Pick out and copy every line below that has the word "React".

**** DATA SECTION

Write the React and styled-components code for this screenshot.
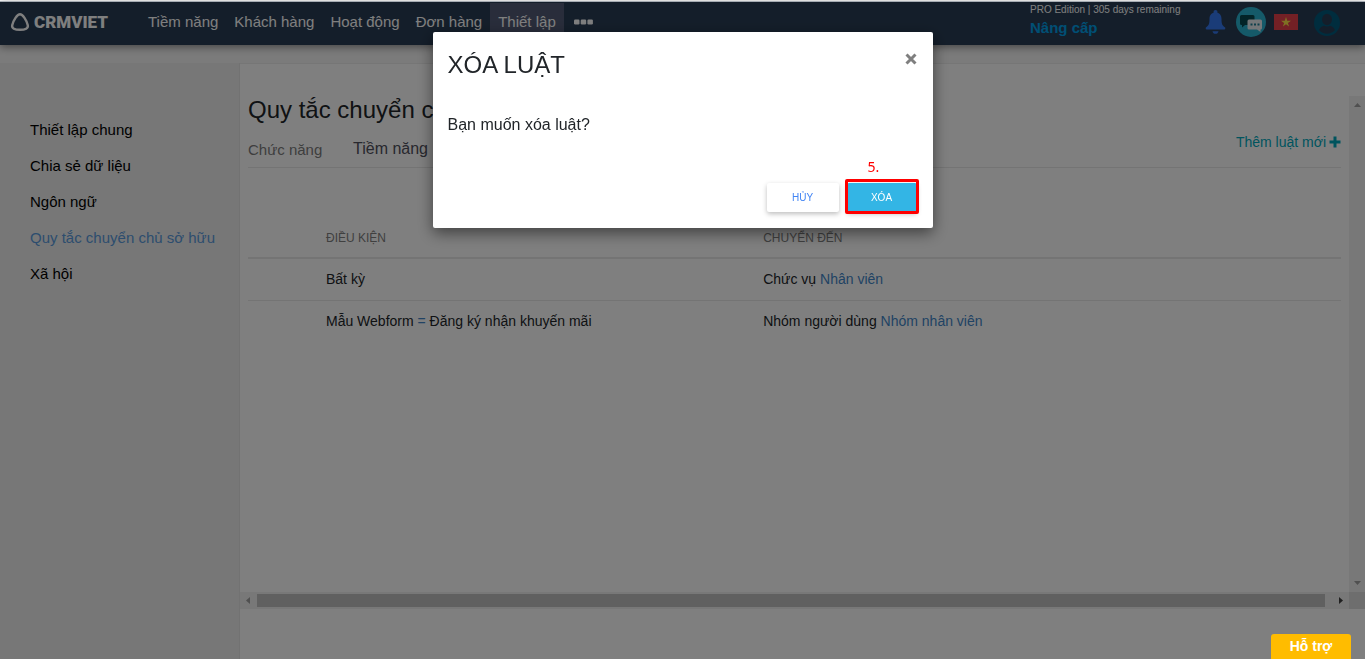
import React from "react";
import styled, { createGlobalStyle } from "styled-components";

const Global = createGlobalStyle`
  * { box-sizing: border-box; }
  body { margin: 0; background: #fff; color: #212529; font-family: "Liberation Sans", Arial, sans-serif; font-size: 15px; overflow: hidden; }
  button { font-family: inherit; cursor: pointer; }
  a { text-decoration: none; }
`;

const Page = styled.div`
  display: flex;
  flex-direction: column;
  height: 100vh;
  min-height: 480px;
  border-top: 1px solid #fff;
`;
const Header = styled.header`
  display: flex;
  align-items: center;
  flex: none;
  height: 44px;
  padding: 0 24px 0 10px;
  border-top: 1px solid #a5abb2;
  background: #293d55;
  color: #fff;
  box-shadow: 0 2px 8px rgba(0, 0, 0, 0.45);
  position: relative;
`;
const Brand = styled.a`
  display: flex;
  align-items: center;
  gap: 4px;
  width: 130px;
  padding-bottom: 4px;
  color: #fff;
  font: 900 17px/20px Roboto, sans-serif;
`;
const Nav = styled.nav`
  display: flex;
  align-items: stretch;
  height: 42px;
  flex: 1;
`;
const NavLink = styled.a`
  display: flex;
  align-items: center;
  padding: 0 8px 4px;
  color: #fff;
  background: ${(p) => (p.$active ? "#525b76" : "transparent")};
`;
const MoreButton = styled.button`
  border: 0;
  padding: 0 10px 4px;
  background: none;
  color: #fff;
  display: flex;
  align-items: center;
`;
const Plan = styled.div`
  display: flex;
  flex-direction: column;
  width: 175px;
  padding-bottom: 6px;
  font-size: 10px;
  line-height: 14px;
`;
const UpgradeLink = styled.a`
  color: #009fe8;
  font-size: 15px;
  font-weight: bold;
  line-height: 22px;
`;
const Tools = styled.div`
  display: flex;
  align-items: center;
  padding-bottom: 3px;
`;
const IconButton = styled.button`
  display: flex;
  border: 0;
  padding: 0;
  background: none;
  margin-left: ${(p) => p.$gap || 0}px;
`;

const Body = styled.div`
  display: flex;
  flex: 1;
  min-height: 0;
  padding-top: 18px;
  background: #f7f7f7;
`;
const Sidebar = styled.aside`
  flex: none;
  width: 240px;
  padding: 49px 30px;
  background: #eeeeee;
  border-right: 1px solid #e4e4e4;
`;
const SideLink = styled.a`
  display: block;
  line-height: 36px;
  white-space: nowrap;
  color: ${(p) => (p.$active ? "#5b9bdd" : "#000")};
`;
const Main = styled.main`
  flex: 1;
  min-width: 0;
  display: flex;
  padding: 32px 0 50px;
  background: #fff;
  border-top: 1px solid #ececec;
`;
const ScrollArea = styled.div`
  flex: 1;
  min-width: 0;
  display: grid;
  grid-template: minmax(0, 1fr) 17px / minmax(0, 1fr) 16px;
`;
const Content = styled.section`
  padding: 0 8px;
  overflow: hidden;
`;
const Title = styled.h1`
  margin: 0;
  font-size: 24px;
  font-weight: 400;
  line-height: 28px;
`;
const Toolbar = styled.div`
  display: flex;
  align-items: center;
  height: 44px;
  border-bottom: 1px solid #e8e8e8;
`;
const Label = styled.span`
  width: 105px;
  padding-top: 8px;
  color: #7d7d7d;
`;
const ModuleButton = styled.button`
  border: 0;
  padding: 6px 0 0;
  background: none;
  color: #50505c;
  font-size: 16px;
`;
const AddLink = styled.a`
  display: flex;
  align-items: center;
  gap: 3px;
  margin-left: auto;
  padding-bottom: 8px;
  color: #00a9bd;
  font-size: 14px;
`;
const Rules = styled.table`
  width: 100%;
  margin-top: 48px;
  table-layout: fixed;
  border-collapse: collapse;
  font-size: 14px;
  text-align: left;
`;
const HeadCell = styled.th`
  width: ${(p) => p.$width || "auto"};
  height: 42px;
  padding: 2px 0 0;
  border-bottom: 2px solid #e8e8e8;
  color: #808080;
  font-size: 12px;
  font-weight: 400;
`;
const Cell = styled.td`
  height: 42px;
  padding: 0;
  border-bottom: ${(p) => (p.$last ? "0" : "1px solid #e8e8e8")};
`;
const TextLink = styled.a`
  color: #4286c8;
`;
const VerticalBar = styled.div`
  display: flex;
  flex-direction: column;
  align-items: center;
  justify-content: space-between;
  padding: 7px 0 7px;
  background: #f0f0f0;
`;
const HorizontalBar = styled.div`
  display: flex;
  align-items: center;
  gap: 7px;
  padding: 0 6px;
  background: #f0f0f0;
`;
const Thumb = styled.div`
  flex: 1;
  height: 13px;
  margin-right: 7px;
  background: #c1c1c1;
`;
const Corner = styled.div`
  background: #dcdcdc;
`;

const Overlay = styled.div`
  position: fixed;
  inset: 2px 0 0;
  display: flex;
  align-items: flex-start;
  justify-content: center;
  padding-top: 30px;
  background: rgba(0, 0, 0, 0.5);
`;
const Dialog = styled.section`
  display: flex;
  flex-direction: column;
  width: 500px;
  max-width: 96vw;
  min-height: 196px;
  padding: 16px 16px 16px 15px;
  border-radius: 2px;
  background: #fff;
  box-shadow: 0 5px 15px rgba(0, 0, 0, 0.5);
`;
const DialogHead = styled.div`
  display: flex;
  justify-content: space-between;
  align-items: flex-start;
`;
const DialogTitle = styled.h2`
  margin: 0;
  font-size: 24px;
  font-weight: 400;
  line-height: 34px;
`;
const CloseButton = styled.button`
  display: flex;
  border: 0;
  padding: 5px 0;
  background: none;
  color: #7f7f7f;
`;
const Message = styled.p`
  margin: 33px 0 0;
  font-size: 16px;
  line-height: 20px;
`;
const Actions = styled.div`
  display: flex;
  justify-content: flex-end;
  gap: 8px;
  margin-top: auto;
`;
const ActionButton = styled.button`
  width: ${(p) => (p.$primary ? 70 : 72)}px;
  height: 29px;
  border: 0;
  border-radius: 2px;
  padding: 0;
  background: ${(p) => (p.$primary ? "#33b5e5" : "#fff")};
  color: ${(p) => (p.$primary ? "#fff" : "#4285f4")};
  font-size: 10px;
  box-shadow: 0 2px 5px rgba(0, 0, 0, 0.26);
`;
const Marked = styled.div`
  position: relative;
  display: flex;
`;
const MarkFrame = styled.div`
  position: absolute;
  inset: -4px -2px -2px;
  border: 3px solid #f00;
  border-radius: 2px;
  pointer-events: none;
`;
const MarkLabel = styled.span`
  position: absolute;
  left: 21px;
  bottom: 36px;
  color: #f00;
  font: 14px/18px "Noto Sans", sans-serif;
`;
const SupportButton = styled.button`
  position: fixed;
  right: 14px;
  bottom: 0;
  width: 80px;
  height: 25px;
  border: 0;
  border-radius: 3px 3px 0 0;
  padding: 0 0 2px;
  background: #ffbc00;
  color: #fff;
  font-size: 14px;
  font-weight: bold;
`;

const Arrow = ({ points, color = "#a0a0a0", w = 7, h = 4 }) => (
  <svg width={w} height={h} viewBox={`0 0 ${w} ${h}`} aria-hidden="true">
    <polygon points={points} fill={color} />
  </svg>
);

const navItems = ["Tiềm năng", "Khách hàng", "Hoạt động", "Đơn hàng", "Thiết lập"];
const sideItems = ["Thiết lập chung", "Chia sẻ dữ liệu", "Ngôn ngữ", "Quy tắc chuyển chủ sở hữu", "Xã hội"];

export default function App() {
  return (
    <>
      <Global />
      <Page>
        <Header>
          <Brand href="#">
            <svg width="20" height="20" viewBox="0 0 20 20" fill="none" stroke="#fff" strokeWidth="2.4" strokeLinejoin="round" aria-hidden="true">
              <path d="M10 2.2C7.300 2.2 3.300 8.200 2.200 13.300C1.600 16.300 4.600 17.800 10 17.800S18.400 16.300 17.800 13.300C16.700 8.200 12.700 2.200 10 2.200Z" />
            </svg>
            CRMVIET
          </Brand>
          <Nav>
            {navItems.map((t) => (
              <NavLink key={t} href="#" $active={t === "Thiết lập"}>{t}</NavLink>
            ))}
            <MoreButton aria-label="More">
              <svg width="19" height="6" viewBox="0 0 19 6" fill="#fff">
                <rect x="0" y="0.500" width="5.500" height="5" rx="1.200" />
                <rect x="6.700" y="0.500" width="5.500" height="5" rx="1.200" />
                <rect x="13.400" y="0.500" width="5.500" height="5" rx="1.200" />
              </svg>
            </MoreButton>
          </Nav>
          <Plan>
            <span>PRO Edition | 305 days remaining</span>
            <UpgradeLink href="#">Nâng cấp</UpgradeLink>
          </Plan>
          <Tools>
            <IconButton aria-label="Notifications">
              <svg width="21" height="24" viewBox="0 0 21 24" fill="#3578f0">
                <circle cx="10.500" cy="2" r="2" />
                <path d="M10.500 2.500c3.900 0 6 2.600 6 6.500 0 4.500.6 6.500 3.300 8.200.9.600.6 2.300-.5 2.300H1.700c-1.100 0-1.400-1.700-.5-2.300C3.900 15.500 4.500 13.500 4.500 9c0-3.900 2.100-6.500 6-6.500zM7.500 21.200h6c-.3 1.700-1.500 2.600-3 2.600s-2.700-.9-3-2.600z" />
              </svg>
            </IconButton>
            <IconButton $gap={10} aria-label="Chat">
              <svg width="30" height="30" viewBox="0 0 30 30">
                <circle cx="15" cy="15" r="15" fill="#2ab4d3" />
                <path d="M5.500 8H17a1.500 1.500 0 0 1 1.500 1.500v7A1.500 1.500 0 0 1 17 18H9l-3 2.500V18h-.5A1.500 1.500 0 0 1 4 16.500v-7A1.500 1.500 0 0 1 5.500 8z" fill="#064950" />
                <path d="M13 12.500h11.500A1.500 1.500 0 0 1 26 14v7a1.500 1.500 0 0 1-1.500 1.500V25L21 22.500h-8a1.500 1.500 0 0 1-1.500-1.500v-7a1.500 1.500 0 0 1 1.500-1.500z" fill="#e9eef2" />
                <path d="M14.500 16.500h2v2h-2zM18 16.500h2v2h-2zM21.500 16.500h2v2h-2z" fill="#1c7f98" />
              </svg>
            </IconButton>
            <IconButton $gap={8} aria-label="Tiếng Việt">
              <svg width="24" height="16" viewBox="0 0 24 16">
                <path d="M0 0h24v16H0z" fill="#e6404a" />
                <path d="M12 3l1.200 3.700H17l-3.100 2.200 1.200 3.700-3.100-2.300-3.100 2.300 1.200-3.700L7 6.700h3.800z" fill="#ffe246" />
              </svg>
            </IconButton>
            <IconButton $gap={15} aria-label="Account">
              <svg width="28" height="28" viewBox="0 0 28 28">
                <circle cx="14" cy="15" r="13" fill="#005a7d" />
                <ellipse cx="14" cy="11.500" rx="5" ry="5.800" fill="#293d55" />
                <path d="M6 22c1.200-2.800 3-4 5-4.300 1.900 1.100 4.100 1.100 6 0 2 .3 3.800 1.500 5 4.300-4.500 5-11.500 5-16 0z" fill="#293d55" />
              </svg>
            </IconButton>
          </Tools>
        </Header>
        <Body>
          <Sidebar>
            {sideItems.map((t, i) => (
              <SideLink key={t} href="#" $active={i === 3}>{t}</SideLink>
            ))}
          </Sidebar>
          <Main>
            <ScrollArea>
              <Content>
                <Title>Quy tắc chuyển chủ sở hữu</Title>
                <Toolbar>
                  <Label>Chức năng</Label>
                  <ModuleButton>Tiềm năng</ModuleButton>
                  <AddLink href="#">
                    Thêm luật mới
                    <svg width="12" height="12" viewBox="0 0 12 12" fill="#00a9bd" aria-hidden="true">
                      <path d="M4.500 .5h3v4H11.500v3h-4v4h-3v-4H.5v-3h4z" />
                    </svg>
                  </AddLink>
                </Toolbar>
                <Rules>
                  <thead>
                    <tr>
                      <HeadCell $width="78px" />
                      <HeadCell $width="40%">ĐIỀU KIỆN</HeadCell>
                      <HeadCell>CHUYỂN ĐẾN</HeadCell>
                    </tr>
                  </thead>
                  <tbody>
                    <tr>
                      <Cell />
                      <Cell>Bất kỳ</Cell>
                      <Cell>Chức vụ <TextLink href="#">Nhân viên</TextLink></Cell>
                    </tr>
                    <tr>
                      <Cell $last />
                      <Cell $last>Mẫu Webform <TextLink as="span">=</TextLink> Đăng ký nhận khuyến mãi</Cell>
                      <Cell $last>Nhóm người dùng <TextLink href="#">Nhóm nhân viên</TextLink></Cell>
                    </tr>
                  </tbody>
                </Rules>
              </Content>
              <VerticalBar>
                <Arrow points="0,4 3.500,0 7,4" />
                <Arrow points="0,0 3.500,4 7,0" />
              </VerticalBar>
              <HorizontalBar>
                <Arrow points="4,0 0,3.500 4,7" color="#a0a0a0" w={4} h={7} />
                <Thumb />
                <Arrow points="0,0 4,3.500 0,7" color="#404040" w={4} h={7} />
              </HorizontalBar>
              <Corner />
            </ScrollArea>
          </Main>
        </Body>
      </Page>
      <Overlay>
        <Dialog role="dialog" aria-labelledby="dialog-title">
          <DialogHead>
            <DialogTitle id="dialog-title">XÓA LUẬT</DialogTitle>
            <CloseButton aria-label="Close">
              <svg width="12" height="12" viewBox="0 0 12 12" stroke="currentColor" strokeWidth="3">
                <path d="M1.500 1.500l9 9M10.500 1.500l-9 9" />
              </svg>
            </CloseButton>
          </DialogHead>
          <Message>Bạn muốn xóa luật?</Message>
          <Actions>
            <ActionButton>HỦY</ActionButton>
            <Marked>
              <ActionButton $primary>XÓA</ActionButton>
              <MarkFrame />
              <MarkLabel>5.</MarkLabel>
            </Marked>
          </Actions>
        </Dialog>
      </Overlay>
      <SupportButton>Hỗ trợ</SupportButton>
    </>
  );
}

********

=== WRITTEN ANSWER ===
Write the React and styled-components code for this screenshot.
import React from "react";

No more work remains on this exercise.